Hooked PDF995 up to Word 2002 and having no problem with it.  It churns out some very nice looking PDFs.  Perhaps I grabbed the newest and spiffiest version of it, or maybe it has to do with Word 2002's handling of fonts.  It seems to be highly useful for proofing a document, although Word itself is giving me the fits to die for.  It has issues with trying to do spacing beneath fonts and rules, and is telling me that eventually I'll need to either learn Ghostscript or LaTeX or shell out cash for some real layout tools.
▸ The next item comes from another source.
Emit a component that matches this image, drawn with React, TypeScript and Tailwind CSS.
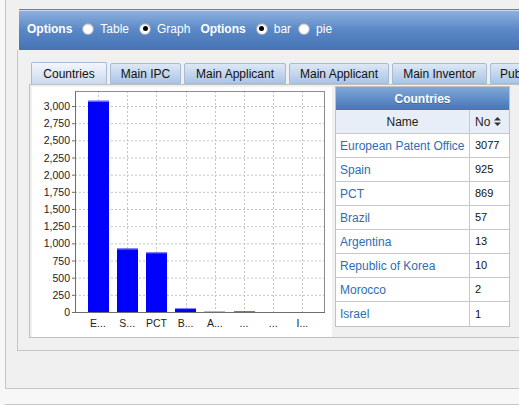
import React from "react";

const tabs = [
  { name: "Countries", cls: "w-[76px] justify-center" },
  { name: "Main IPC", cls: "w-[71px] justify-center" },
  { name: "Main Applicant", cls: "w-[102px] justify-center" },
  { name: "Main Applicant", cls: "w-[100px] justify-center" },
  { name: "Main Inventor", cls: "w-[95px] justify-center" },
  { name: "Publication", cls: "w-[90px] justify-start pl-[9px]" },
];

const rows = [
  { name: "European Patent Office", short: "E...", no: 3077 },
  { name: "Spain", short: "S...", no: 925 },
  { name: "PCT", short: "PCT", no: 869 },
  { name: "Brazil", short: "B...", no: 57 },
  { name: "Argentina", short: "A...", no: 13 },
  { name: "Republic of Korea", short: "...", no: 10 },
  { name: "Morocco", short: "...", no: 2 },
  { name: "Israel", short: "I...", no: 1 },
];

const ticks = [0, 250, 500, 750, 1000, 1250, 1500, 1750, 2000, 2250, 2500, 2750, 3000];

// plot geometry (svg coords)
const PL = 43;
const PR = 292;
const PT = 4;
const PB = 225;
const yOf = (v: number) => PB - (v * 206) / 3000;
const cx = (i: number) => 66 + i * 29.2;

const Radio = ({ checked }: { checked?: boolean }) => (
  <span className="inline-flex w-[12px] h-[12px] rounded-full bg-white border border-[#9aa7b8] items-center justify-center shadow-[inset_0_1px_1px_rgba(0,0,0,0.15)]">
    {checked && <span className="w-[5px] h-[5px] rounded-full bg-black" />}
  </span>
);

const Chart = () => (
  <svg width="300" height="250" className="block">
    <rect x="0" y="0" width="300" height="250" fill="#ffffff" />
    {/* grid */}
    {ticks.map((t) => (
      <line key={"h" + t} x1={PL} x2={PR} y1={yOf(t) + 0.5} y2={yOf(t) + 0.5} stroke="#c4c4c4" strokeDasharray="2 2" />
    ))}
    {rows.map((r, i) => (
      <line key={"v" + i} x1={Math.round(cx(i)) + 0.5} x2={Math.round(cx(i)) + 0.5} y1={PT} y2={PB} stroke="#c4c4c4" strokeDasharray="2 2" />
    ))}
    {/* bars */}
    {rows.map((r, i) => {
      const h = (r.no * 206) / 3000;
      if (h < 0.5) return null;
      const x = Math.round(cx(i) - 10.5);
      const y = PB - h;
      return (
        <g key={"b" + i}>
          <rect x={x} y={y} width={21} height={h} fill={h < 1 ? "#3030c0" : "#0000ff"} />
          {h > 2 && <line x1={x} x2={x + 21} y1={y + 0.5} y2={y + 0.5} stroke="#8f8fff" />}
          {h < 1.2 && h > 0.8 && <rect x={x} y={PB - 1} width={21} height={1} fill="#b8b8c8" />}
        </g>
      );
    })}
    {/* frame */}
    <rect x={PL + 0.5} y={PT + 0.5} width={PR - PL} height={PB - PT} fill="none" stroke="#8c8c8c" />
    <line x1={PL + 0.5} x2={PL + 0.5} y1={PT} y2={PB + 1} stroke="#6e6e6e" />
    <line x1={PL} x2={PR + 1} y1={PB + 0.5} y2={PB + 0.5} stroke="#6e6e6e" />
    {/* ticks + labels */}
    {ticks.map((t) => (
      <g key={"t" + t}>
        <line x1={PL - 3} x2={PL} y1={yOf(t) + 0.5} y2={yOf(t) + 0.5} stroke="#6e6e6e" />
        <text x={PL - 5} y={yOf(t) + 4} textAnchor="end" fontSize="10.5" fill="#222" fontFamily="Liberation Sans, Arial, sans-serif">
          {t.toLocaleString("en-US")}
        </text>
      </g>
    ))}
    {rows.map((r, i) => (
      <text key={"c" + i} x={cx(i)} y={240} textAnchor="middle" fontSize="10.5" fill="#222" fontFamily="Liberation Sans, Arial, sans-serif">
        {r.short}
      </text>
    ))}
  </svg>
);

const SortIcon = () => (
  <svg width="7" height="9" viewBox="0 0 7 9" className="inline-block ml-[4px]">
    <path d="M3.5 0 L7 3.5 L0 3.5 Z" fill="#333" />
    <path d="M3.5 9 L7 5.5 L0 5.5 Z" fill="#333" />
  </svg>
);

export default function App() {
  return (
    <div className="w-[519px] h-[405px] overflow-hidden bg-[#f7f7f7] font-['Liberation_Sans',Arial,sans-serif]">
      <div className="ml-[5px] w-[640px] h-[389px] border-l border-b border-[#c6c6c6] bg-[#f0f0f0] pt-[9px]">
        {/* options bar */}
        <div className="ml-[13px] h-[41px] border-t border-[#5b82b8] bg-gradient-to-b from-[#8fb3de] via-[#5a87c5] to-[#4673b5] flex items-center pl-[8px] gap-[6px] text-[12px] text-white pb-[3px] shadow-[inset_0_1px_0_#c9d9ee]">
          <span className="font-bold mr-[4px]">Options</span>
          <Radio />
          <span className="mr-[4px]">Table</span>
          <Radio checked />
          <span className="mr-[4px]">Graph</span>
          <span className="font-bold mr-[4px]">Options</span>
          <Radio checked />
          <span className="mr-[1px]">bar</span>
          <Radio />
          <span>pie</span>
        </div>

        {/* tab panel */}
        <div className="ml-[11px] h-[301px] border-l border-b border-[#c6c6c6] pt-[13px] pl-[11px]">
          <div className="flex gap-[3px] pl-[2px] h-[21px] items-end">
            {tabs.map((t, i) => (
              <div
                key={i}
                className={
                  (i === 0
                    ? "h-[22px] border-b-0 bg-gradient-to-b from-[#f3f6fa] to-[#cbdaee] relative z-10 "
                    : "h-[21px] bg-gradient-to-b from-[#dde8f5] to-[#abc5e6] ") +
                  "shrink-0 border border-[#a7bbd6] text-[12px] text-[#111] flex items-center rounded-t-[2px] whitespace-nowrap " +
                  t.cls
                }
              >
                {t.name}
              </div>
            ))}
          </div>
          <div className="h-[254px] border-l border-b border-t border-[#bfbfbf] flex items-start pl-[2px] pt-[2px]">
            <Chart />
            <div className="ml-[3px] -mt-[1px] w-[175px] shrink-0 border border-[#c2c2c2] bg-white text-[12px]">
              <div className="h-[23px] bg-gradient-to-b from-[#80a8d8] to-[#4674b6] text-white font-bold flex items-center justify-center [text-shadow:0_1px_0_rgba(0,0,0,0.25)]">
                Countries
              </div>
              <div className="flex h-[24px] bg-[#e8eef7] border-b border-[#c8c8c8] text-[#222]">
                <div className="w-[134px] flex items-center justify-center border-r border-[#c8c8c8]">Name</div>
                <div className="flex-1 flex items-center pl-[5px]">
                  No
                  <SortIcon />
                </div>
              </div>
              {rows.map((r, i) => (
                <div key={i} className={"flex h-[24px] " + (i < rows.length - 1 ? "border-b border-[#c8c8c8]" : "")}>
                  <div className="w-[134px] flex items-center pl-[4px] border-r border-[#c8c8c8] text-[#2e6db4] whitespace-nowrap">
                    {r.name}
                  </div>
                  <div className="flex-1 flex items-center pl-[5px] text-[11px] text-[#111]">{r.no}</div>
                </div>
              ))}
            </div>
          </div>
        </div>
      </div>
      <div className="ml-[5px] mt-[15px] border-t border-[#c6c6c6]" />
    </div>
  );
}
I downloaded and after several days and an epic battle with Qt and Mesa, I got Scribus 1.0.1 to build and install on my RedHat 9.0 box.  I haven't had a chance to read the documentation and work with it yet.  I'm having the usual problems with fonts and Linux and installing of fonts and Linux, so the system isn't as stable as I'd like yet.  Now, on the Scribus page, they do have a highly entertaining article on KDE/Cygwin and building Scribus under Cygwin to get it working for Windows 2000/XP.  However, the KDE port looks terrible, so even if I got it working, Scribus may just churn out utter garbage.  I'm joining the development list to read what they're doing, but from what I see, mostly they're busy porting the documentation to various languages instead of working on stability and tools.  I honestly cannot attest to its stability and usability yet.  Perhaps in a week.

For now, it looks like the free tools are more than adequate.  My main issue is my inability to do anything visually artistic.  For the not as technically proficient as I, you're basically screwed when it comes to getting the free tools to work, because they don't work without at least a little bit of a fight.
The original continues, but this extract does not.